Each line containing the word "this" must be collected.

** Begin Provided data **

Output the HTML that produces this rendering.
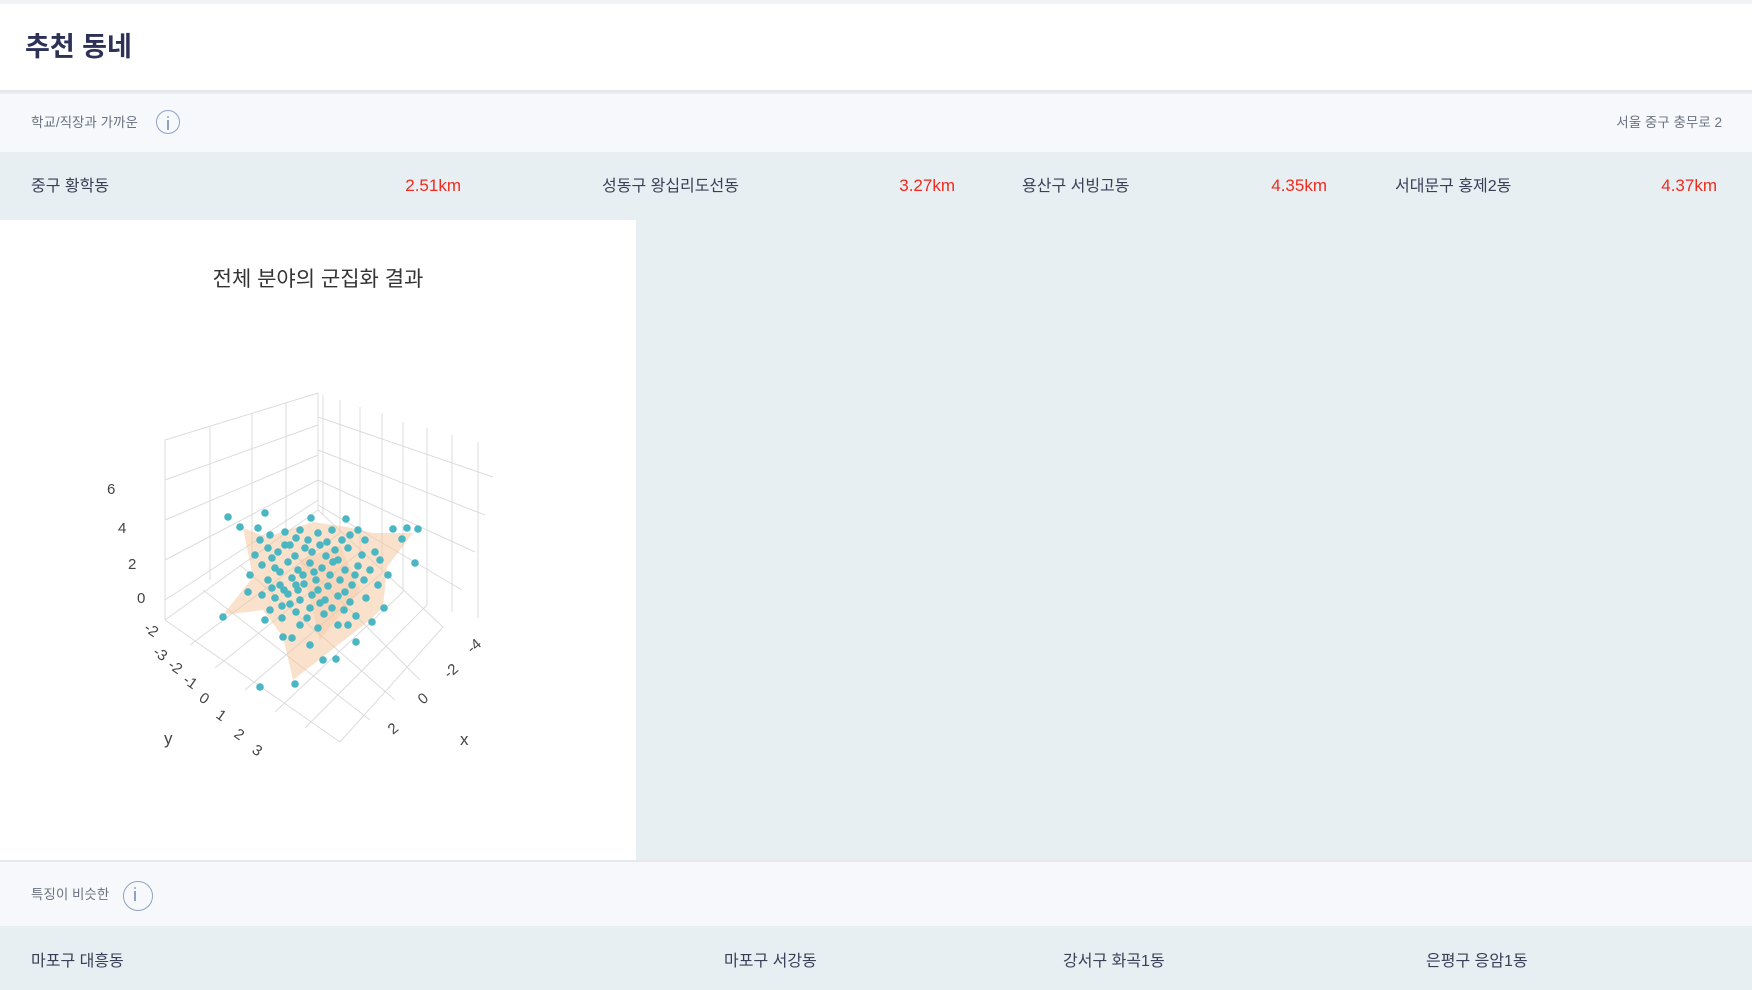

** End Provided data **
** Begin Provided data **

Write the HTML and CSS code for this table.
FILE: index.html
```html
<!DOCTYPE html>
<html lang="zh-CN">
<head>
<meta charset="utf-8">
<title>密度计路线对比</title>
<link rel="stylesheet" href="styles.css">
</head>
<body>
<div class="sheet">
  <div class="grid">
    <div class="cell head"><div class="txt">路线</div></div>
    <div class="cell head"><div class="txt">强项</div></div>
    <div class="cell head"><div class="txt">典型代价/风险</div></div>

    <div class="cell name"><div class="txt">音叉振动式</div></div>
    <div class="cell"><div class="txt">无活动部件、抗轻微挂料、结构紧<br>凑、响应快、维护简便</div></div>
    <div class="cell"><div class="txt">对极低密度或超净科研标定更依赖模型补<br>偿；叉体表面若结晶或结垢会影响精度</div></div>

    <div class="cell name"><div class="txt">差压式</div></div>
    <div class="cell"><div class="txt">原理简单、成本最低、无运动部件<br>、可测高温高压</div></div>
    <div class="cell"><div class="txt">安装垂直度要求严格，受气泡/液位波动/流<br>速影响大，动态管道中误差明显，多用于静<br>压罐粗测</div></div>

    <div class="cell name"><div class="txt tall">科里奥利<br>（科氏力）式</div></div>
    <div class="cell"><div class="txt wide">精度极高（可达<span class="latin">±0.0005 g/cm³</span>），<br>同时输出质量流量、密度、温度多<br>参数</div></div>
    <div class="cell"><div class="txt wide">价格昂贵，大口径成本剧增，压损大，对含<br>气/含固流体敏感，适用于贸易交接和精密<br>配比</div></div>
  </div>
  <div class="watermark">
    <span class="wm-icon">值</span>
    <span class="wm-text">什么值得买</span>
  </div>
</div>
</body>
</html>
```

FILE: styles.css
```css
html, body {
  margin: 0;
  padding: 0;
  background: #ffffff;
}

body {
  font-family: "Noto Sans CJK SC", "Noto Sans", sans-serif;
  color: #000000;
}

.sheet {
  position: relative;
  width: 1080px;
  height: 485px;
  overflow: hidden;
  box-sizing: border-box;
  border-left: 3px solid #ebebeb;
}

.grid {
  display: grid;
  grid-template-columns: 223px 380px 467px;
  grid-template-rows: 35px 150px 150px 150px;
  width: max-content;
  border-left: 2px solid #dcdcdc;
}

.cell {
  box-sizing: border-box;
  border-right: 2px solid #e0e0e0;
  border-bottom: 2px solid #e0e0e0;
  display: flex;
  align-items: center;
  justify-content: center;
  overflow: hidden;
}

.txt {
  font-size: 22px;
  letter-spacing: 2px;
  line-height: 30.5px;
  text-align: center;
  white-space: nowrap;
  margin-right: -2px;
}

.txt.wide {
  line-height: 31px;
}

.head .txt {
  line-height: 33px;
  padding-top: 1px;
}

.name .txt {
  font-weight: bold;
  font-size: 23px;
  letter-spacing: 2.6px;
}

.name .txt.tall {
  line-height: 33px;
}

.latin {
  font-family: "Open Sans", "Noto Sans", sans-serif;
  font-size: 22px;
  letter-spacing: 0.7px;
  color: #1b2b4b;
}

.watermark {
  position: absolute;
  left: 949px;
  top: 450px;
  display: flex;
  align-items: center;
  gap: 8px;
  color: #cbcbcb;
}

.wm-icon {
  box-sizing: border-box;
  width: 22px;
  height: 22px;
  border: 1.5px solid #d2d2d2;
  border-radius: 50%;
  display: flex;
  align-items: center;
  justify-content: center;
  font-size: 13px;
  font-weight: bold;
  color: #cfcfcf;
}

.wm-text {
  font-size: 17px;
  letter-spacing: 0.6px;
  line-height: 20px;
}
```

** End Provided data **

→ Correct result:
Output the HTML that produces this rendering.
Write the HTML and CSS code for this table.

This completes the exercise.